→ **EXERCISE INPUTS**

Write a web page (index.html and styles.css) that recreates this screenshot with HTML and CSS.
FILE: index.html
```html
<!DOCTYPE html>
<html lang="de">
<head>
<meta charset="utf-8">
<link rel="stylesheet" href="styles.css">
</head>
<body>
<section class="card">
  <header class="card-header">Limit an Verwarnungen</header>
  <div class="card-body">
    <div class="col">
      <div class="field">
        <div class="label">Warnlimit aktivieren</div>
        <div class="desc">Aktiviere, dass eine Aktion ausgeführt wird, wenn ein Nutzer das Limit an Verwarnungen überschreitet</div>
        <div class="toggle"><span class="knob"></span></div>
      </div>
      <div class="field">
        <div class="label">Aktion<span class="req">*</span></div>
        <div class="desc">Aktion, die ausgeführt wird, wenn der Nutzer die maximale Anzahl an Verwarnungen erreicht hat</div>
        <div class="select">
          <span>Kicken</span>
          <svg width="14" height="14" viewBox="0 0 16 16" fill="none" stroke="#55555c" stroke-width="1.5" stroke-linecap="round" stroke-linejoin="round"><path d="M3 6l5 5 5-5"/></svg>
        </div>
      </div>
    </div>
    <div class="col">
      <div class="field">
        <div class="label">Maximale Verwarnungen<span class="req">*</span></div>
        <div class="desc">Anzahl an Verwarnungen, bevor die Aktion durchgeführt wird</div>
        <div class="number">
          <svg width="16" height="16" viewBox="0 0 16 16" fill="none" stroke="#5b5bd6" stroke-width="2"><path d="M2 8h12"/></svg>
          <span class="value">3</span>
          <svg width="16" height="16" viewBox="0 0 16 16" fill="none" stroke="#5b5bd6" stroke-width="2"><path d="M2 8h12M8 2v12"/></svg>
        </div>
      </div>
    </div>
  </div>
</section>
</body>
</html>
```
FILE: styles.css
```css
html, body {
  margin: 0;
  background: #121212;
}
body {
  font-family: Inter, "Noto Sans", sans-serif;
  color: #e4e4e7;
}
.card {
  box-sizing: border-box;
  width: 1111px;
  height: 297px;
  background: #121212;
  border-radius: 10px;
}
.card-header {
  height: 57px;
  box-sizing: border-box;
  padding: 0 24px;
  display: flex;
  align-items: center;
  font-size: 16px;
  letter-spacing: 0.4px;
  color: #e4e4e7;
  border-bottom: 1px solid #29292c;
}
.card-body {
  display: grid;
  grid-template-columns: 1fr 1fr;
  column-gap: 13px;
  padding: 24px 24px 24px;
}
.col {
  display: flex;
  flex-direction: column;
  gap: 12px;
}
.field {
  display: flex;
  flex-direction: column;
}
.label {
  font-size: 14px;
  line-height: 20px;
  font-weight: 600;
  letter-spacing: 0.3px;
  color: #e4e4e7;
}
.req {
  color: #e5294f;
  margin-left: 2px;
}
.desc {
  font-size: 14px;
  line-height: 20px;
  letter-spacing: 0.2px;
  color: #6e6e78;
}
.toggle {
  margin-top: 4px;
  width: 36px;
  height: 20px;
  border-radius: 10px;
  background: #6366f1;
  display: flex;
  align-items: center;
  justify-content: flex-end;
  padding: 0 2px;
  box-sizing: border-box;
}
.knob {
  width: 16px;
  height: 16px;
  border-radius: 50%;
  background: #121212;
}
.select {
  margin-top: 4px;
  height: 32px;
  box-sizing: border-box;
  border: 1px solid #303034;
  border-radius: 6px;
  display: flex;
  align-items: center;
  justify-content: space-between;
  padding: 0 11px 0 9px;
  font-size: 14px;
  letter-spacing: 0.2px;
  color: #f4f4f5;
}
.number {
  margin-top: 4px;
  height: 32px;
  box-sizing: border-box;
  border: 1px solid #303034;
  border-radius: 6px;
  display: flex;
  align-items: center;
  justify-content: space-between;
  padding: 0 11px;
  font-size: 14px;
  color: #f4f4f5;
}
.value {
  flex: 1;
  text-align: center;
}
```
--
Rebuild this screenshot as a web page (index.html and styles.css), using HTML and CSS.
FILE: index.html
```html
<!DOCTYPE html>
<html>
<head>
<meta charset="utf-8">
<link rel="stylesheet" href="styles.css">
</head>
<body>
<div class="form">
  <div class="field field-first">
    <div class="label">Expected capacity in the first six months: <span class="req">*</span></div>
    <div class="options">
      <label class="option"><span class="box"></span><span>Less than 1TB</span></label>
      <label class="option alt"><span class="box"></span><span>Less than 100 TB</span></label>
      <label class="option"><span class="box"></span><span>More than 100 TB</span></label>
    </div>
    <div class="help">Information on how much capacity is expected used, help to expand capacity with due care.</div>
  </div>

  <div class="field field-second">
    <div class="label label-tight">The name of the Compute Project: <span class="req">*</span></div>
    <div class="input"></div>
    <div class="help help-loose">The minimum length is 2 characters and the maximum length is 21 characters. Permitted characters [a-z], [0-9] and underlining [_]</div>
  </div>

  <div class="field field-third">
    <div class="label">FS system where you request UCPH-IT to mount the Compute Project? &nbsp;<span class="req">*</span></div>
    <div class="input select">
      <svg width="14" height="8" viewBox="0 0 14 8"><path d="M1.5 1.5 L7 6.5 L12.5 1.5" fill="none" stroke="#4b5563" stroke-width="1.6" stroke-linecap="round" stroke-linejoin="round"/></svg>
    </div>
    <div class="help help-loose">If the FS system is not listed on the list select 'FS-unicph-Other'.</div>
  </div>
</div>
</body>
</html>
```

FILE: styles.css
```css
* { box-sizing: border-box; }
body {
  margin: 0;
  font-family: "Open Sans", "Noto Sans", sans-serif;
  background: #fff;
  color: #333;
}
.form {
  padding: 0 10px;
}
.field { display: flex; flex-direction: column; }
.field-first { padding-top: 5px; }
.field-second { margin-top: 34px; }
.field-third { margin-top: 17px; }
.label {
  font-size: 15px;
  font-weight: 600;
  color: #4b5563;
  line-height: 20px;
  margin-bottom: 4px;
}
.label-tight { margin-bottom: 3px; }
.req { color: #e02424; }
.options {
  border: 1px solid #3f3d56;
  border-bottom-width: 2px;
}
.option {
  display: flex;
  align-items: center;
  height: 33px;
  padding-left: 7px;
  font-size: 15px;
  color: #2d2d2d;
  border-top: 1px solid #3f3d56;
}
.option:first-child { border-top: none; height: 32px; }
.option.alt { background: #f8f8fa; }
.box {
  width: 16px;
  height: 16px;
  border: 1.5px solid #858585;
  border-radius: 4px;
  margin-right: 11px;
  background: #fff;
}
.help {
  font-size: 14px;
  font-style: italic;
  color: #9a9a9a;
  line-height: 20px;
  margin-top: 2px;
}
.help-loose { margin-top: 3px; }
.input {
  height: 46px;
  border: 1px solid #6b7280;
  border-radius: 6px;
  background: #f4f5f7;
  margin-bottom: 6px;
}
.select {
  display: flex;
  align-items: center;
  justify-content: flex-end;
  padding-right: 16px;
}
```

→ **WHAT THIS TASK INVOLVES**
Identify the lines that hold the word "page". Copy every one of them.

→ **ANSWER TO THIS EXERCISE**
Write a web page (index.html and styles.css) that recreates this screenshot with HTML and CSS.
Rebuild this screenshot as a web page (index.html and styles.css), using HTML and CSS.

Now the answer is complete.